Future leader: Rachel Graves, OTD/S ʼ22
Rachel Graves, OTD/S ʼ22
BA in Kinesiology Sports Medicine and BA in Music from Rice University
Vice President of Pi Theta Epsilon Xi Chapter
What are your meaningful occupations?
I enjoy playing violin, hiking, cooking, exploring new places, listening to music, reading, learning languages, and spending time with family and friends.
What is your definition of OT?
Occupational therapy (OT) is a holistic approach to helping people improve participation and satisfaction in their important and meaningful activities. Occupational therapists are uniquely skilled in activity analysis, which guides our reasoning to help clients across the lifespan.
Why did you choose the OTD degree?
The opportunities to experience OT research with guided mentorship, learn about leadership and teaching, and develop a capstone experience that explores my personal interests made the OTD degree ideal for me. It allows me to learn about the intersection of clinical skills, research and teaching, which I hope to pursue further as I gain experience in the field.
What are your career goals?
I am passionate about hand therapy, neurological rehabilitation, and injury treatment and prevention. I plan to work toward becoming a certified hand therapist in the next few years to enhance my clinical skills in treating complex upper extremity conditions. In addition, I am passionate about teaching and research. I hope to contribute to the OT profession as a clinician, researcher and educator to further our understanding of theory and evidence-based practice.

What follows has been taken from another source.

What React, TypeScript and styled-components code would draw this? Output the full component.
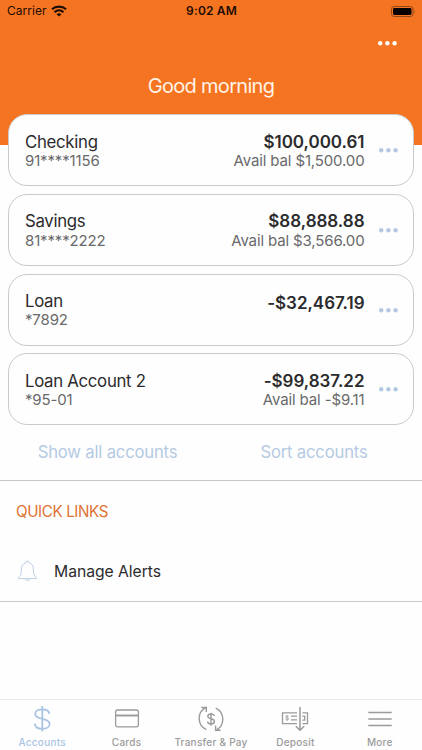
import React from "react";
import styled, { createGlobalStyle } from "styled-components";

const Global = createGlobalStyle`
  *{box-sizing:border-box}
  body{margin:0;background:#fff;font-family:Inter,"Liberation Sans",sans-serif;color:#2b2b2d;overflow:hidden}
  button{border:0;background:none;padding:0;margin:0;font:inherit;color:inherit;letter-spacing:inherit}
`;

const Screen = styled.div`
  width:422px;height:750px;display:flex;flex-direction:column;
  background:linear-gradient(#f57421 0 145px,#fefefe 145px);
`;
const StatusBar = styled.header`
  height:22px;padding:0 6px 0 7px;display:grid;grid-template-columns:1fr auto 1fr;align-items:center;color:#1c0d04;
`;
const Carrier = styled.div`
  display:flex;align-items:center;gap:4.5px;font-size:12px;letter-spacing:.02px;line-height:22px;
`;
const Clock = styled.div`font-size:12px;font-weight:600;letter-spacing:.15px;line-height:22px;`;
const BatterySlot = styled.div`display:flex;justify-content:flex-end;`;
const Toolbar = styled.div`height:42px;padding:0 25px 1px;display:flex;justify-content:flex-end;align-items:center;color:#fff;`;
const DotsButton = styled.button`display:flex;`;
const Greeting = styled.h1`
  margin:0;height:50px;padding-top:8px;text-align:center;color:#fff3e6;font-size:20px;font-weight:400;line-height:28px;letter-spacing:-.7px;
`;
const AccountList = styled.main`display:flex;flex-direction:column;gap:7.75px;padding:0 8px;`;
const AccountCard = styled.article`
  height:72px;border:1px solid #cbcbcd;border-radius:19px;background:#fefefe;padding:0 15px 0 16px;display:flex;align-items:center;
`;
const Side = styled.div<{ $end?: boolean }>`
  display:flex;flex-direction:column;${p => p.$end ? "align-items:flex-end;margin-left:auto;margin-right:14.5px;" : ""}
`;
const Name = styled.div`font-size:16.8px;line-height:20px;letter-spacing:-.3px;margin:1.6px 0 .4px;white-space:nowrap;`;
const Detail = styled.div`
  height:18px;font-size:15px;line-height:18px;color:#69696b;letter-spacing:-.14px;white-space:nowrap;
`;
const Amount = styled.div<{ $lower?: boolean }>`
  font-size:17px;font-weight:600;line-height:20px;margin:1.6px 0 .4px;letter-spacing:-.03px;white-space:nowrap;
  ${p => p.$lower ? "padding-top:2px;margin-bottom:-1.6px;" : ""}
`;
const Actions = styled.div`
  height:55px;padding-bottom:1px;display:grid;grid-template-columns:215px 198px;align-items:center;justify-items:center;color:#b5cae3;font-size:16.7px;letter-spacing:-.2px;
`;
const Divider = styled.div`height:1px;background:#c9c9cb;flex-shrink:0;`;
const QuickLinks = styled.section`height:121px;border-bottom:1px solid #c9c9cb;display:flex;flex-direction:column;`;
const SectionTitle = styled.h2`margin:0;padding:20px 16px 0;font-size:15.2px;line-height:22px;font-weight:400;color:#df7231;letter-spacing:-.4px;`;
const LinkRow = styled.button`
  margin-top:28px;padding-left:17px;height:40px;display:flex;align-items:center;gap:16px;font-size:15.7px;letter-spacing:-.03px;text-align:left;
`;
const TabBar = styled.nav`
  margin-top:auto;height:51px;border-top:1px solid #ececed;display:grid;grid-template-columns:repeat(5,1fr);padding-top:5px;
`;
const Tab = styled.button<{ $active?: boolean }>`
  display:flex;flex-direction:column;align-items:center;color:${p => p.$active ? "#aac4e3" : "#9b9b9c"};
`;
const TabLabel = styled.span`font-size:10px;line-height:14px;margin-top:1px;letter-spacing:.25px;font-weight:500;white-space:nowrap;`;

const Dots = ({ color = "#b3c9e2" }: { color?: string }) => (
  <svg width="19" height="6" viewBox="0 0 19 6" fill={color}>
    <circle cx="2.2" cy="3.2" r="2.2" /><circle cx="9.4" cy="3.2" r="2.2" /><circle cx="16.6" cy="3.2" r="2.2" />
  </svg>
);
const Wifi = () => (
  <svg width="16" height="12" viewBox="0 0 16 12" fill="none" stroke="currentColor" strokeWidth="2.2">
    <path d="M1 4.3C4.8.8 11.2.8 15 4.3" /><path d="M3.5 7.2c2.6-2.4 6.4-2.4 9 0" />
    <path d="M5.6 9.2c1.4-1.2 3.4-1.2 4.8 0L8 11.6Z" fill="currentColor" stroke="none" />
  </svg>
);
const Battery = () => (
  <svg width="25" height="11" viewBox="0 0 25 11">
    <rect x=".5" y=".5" width="21.5" height="10" rx="2.7" fill="none" stroke="#8f491b" />
    <rect x="2" y="2" width="18.5" height="7" rx="1.4" fill="#050200" /><path d="M23.3 3.8q1.5 1.7 0 3.4z" fill="#8f491b" />
  </svg>
);
const Bell = () => (
  <svg width="21" height="22" viewBox="0 0 21 22" fill="none" stroke="#bdd0e6" strokeWidth="1">
    <path d="M9 2.8V1.6q1.3-1.2 2.8 0v1.2c3.3.8 4.6 3.2 4.6 6.8 0 4.7.8 6.5 3.2 8.2v.8H1.2v-.8c2.4-1.7 3.2-3.5 3.2-8.2 0-3.6 1.3-6 4.6-6.8Z" />
    <path d="M8.3 18.7q.2 1.8 2.1 1.8t2.1-1.8" />
  </svg>
);

const line = { fill: "none", stroke: "currentColor" };
const icons: Record<string, React.ReactNode> = {
  Accounts: (
    <svg width="28" height="29" viewBox="0 0 28 29" {...line} strokeWidth="1.8">
      <path d="M14.3 1v25.5M21.3 8.8C21 5.8 18.2 4.3 14.3 4.3S7.2 6 7.2 8.9c0 3.2 3.1 4 7.1 4.9 4.5 1 7.4 2 7.4 5.2 0 3-3.2 4.9-7.4 4.9s-7.3-1.7-7.6-5.2" />
    </svg>
  ),
  Cards: (
    <svg width="28" height="29" viewBox="0 0 28 29" {...line} strokeWidth="1.3">
      <rect x="2.6" y="5" width="22.8" height="16.8" rx="2" /><path d="M2.6 10.5h22.8" strokeWidth="1.9" />
    </svg>
  ),
  "Transfer & Pay": (
    <svg width="28" height="29" viewBox="0 0 28 29" {...line} strokeWidth="1.4">
      <path d="M9.3 24.7C-.1 20-.1 7.5 8.6 2.7M4.3 2.5h5v4.6M18.7 3.1c9.3 4.5 9.3 17 1 21.8M23.6 25.2h-5v-4.8" />
      <path d="M14 7.7v13M17.2 11c-.2-1.2-1.4-2-3.2-2s-3.2.9-3.2 2.3c0 1.5 1.4 2 3.2 2.5 2.1.5 3.4 1.1 3.4 2.7 0 1.5-1.4 2.5-3.4 2.5s-3.3-.9-3.5-2.4" />
    </svg>
  ),
  Deposit: (
    <svg width="30" height="29" viewBox="0 0 30 29" {...line} strokeWidth="1.3">
      <path d="M17 7.9H2.5v10.7H17M22.5 7.9h5v10.7h-5M11 11.2h6M11 14.9h6M22.3 11.2h2.4v4h-2.4" />
      <path d="M8.7 11.3c-1.3-.8-3-.5-3 .5 0 1.4 3 .7 3 2.1 0 1-2 1.2-3.2.4M7.1 10v6" strokeWidth=".8" />
      <path d="M20 2v23.2M15.8 21.3l4.2 4 4.2-4" strokeWidth="1.5" />
    </svg>
  ),
  More: (
    <svg width="28" height="29" viewBox="0 0 28 29" {...line} strokeWidth="1.3">
      <path d="M2.3 7.5h23.4M2.3 14h23.4M2.3 20.5h23.4" />
    </svg>
  ),
};

const accounts = [
  { name: "Checking", number: "91****1156", amount: "$100,000.61", available: "Avail bal $1,500.00" },
  { name: "Savings", number: "81****2222", amount: "$88,888.88", available: "Avail bal $3,566.00" },
  { name: "Loan", number: "*7892", amount: "-$32,467.19", available: "" },
  { name: "Loan Account 2", number: "*95-01", amount: "-$99,837.22", available: "Avail bal -$9.11" },
];

export default function App() {
  return (
    <Screen>
      <Global />
      <StatusBar>
        <Carrier>Carrier <Wifi /></Carrier><Clock>9:02 AM</Clock><BatterySlot><Battery /></BatterySlot>
      </StatusBar>
      <Toolbar><DotsButton aria-label="Options"><Dots color="#fff" /></DotsButton></Toolbar>
      <Greeting>Good morning</Greeting>
      <AccountList>
        {accounts.map(a => (
          <AccountCard key={a.name}>
            <Side><Name>{a.name}</Name><Detail>{a.number}</Detail></Side>
            <Side $end><Amount $lower={!a.available}>{a.amount}</Amount><Detail>{a.available}</Detail></Side>
            <Dots />
          </AccountCard>
        ))}
      </AccountList>
      <Actions><button>Show all accounts</button><button>Sort accounts</button></Actions>
      <Divider />
      <QuickLinks>
        <SectionTitle>QUICK LINKS</SectionTitle>
        <LinkRow><Bell />Manage Alerts</LinkRow>
      </QuickLinks>
      <TabBar>
        {Object.entries(icons).map(([label, icon]) => (
          <Tab key={label} $active={label === "Accounts"}>{icon}<TabLabel>{label}</TabLabel></Tab>
        ))}
      </TabBar>
    </Screen>
  );
}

What WashU experience stands out to you?
During my capstone experience this summer, I had the privilege of working virtually part-time with an occupational therapist and certified hand therapist who specializes in treating musicians. We collaboratively developed a new treatment tool and framework to guide clinicians who treat musicians and wrote a manuscript explaining its utility in practice. The opportunity to combine my love for injury treatment and prevention, musicians, research, and education was amazing. I am also incredibly grateful for everything I learned from WashU’s OT theory and leadership courses and my OTD research mentor, Dr. Lisa Connor, who helped me publish research on community reintegration after stroke in the Journal of Neuropsychological Rehabilitation. All these experiences have helped me grow as an occupational therapist and have prepared me for future opportunities.

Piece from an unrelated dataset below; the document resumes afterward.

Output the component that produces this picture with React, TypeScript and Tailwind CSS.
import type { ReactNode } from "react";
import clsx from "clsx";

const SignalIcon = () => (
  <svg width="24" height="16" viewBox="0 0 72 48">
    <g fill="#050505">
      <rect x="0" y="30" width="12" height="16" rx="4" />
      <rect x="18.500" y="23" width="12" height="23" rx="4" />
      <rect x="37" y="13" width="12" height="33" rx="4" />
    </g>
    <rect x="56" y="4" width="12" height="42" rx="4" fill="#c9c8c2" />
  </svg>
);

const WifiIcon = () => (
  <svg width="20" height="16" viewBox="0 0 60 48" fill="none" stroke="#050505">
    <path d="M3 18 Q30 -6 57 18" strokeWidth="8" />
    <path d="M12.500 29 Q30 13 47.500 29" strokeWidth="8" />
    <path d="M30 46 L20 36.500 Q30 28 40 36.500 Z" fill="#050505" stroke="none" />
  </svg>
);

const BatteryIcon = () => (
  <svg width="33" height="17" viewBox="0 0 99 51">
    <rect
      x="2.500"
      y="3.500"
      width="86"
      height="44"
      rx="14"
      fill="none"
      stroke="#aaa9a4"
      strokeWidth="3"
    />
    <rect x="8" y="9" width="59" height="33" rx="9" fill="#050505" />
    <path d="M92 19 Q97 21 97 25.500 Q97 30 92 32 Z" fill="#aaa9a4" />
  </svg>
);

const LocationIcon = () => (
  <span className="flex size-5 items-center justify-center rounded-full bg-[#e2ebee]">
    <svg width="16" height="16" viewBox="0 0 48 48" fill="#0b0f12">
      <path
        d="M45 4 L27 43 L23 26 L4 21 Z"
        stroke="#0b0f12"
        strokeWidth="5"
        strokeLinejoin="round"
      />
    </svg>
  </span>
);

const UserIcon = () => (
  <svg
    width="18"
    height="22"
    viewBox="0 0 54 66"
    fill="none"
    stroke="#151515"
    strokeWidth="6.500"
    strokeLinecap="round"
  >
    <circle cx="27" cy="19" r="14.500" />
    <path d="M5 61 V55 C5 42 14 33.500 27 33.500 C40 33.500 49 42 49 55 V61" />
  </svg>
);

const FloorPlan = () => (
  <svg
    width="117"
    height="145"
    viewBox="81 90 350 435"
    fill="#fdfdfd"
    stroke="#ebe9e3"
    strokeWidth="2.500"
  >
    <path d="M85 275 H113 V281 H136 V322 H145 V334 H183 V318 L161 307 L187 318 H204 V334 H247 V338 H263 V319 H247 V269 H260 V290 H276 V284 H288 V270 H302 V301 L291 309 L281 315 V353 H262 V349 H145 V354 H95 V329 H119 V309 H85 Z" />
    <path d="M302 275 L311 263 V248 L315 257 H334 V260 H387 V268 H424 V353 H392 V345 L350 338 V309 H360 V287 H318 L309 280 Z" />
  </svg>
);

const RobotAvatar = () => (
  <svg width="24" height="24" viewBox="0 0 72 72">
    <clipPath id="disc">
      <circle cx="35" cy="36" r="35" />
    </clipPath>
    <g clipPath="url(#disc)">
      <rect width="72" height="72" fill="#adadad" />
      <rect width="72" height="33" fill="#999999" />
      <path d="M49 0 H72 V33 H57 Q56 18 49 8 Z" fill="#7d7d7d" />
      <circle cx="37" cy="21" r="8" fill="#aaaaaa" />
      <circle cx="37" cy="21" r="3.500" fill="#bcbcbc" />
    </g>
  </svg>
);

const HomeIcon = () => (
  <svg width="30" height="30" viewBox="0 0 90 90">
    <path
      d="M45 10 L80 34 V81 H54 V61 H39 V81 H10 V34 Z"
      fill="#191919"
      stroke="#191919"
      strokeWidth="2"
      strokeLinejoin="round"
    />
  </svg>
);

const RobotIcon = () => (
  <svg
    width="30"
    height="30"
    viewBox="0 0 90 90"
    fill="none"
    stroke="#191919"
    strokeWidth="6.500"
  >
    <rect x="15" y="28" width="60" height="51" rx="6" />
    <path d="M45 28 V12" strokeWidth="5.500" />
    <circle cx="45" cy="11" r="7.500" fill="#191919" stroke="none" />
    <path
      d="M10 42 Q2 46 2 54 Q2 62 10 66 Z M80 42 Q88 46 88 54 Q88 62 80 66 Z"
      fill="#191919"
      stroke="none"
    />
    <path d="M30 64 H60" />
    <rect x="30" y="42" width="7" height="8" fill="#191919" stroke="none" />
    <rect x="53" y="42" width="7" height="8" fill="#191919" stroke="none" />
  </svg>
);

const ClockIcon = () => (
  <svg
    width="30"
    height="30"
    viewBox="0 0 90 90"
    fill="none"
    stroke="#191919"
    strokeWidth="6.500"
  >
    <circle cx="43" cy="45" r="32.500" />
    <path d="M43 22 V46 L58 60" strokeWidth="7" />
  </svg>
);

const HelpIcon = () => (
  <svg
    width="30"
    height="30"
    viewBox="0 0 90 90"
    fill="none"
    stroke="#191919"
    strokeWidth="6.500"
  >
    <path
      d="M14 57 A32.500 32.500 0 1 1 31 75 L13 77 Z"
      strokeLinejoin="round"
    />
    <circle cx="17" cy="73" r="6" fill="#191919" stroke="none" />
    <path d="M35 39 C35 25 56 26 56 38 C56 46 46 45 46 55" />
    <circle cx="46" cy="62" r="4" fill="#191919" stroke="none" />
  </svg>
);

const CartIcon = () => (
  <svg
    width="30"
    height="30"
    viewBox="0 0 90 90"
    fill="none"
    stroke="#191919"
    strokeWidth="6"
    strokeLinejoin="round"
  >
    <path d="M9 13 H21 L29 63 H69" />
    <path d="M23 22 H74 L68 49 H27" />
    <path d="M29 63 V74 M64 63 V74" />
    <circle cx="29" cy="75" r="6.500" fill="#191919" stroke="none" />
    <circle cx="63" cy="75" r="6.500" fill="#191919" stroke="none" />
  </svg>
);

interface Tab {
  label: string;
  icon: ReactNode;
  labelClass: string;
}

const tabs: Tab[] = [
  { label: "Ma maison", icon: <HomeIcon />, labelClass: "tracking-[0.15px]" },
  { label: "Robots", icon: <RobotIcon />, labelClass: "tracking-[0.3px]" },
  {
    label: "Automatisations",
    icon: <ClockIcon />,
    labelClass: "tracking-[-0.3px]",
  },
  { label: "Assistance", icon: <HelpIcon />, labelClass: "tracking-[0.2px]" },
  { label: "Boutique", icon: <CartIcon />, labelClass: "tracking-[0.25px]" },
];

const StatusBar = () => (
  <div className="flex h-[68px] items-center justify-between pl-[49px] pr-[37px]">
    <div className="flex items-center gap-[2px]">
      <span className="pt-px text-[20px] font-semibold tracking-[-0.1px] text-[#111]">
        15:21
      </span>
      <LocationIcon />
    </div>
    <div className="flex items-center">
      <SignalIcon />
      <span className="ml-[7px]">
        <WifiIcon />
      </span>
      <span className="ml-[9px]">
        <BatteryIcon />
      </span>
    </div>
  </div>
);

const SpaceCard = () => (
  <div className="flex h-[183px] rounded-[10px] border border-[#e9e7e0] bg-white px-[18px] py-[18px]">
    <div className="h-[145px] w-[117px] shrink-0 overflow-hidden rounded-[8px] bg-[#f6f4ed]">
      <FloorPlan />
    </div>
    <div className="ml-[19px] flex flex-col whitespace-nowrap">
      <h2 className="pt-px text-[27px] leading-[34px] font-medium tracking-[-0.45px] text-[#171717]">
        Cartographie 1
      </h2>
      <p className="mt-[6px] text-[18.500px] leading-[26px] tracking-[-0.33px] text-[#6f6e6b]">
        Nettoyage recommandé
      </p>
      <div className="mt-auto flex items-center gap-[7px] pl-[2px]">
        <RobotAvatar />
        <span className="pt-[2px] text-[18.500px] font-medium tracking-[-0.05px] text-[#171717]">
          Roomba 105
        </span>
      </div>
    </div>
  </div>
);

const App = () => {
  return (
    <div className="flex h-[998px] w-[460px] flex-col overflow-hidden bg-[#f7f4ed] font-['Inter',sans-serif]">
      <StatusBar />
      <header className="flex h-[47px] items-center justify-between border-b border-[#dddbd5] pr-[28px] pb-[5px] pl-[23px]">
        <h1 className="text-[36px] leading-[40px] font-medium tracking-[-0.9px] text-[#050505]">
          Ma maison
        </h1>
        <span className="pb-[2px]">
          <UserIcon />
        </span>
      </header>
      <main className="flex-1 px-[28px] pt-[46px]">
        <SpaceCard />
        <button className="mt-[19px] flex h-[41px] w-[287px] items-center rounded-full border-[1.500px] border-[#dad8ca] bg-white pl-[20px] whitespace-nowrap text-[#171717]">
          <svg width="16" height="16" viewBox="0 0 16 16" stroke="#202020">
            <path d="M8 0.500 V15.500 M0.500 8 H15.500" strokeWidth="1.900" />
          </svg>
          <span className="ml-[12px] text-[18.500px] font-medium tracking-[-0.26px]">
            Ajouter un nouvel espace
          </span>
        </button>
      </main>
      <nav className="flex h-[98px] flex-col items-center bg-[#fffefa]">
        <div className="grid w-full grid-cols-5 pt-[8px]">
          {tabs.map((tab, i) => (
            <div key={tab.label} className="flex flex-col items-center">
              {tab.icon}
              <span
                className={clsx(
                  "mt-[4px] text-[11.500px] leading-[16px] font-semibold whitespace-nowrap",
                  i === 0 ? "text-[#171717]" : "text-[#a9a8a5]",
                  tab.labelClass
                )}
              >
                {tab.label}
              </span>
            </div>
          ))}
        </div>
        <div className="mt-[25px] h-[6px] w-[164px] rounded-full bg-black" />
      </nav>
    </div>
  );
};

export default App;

Anything else you would like us to know?
I feel blessed to be joining the profession that helped me six years ago. I started my undergrad at Rice University as a violin performance major, and due to repetitive use injury, I experienced hand and occupational therapy for the first time as a freshman. As I recovered from my injury, I became passionate about helping others just as I had been helped. I was inspired by the holistic approach to improving individuals’ participation in their meaningful occupations. Now I look forward to contributing to the profession and helping clients learn and adapt in the midst of challenges to ultimately find greater satisfaction in life. I am so thankful for the unwavering support of my family, friends and mentors who have contributed to my journey every step of the way.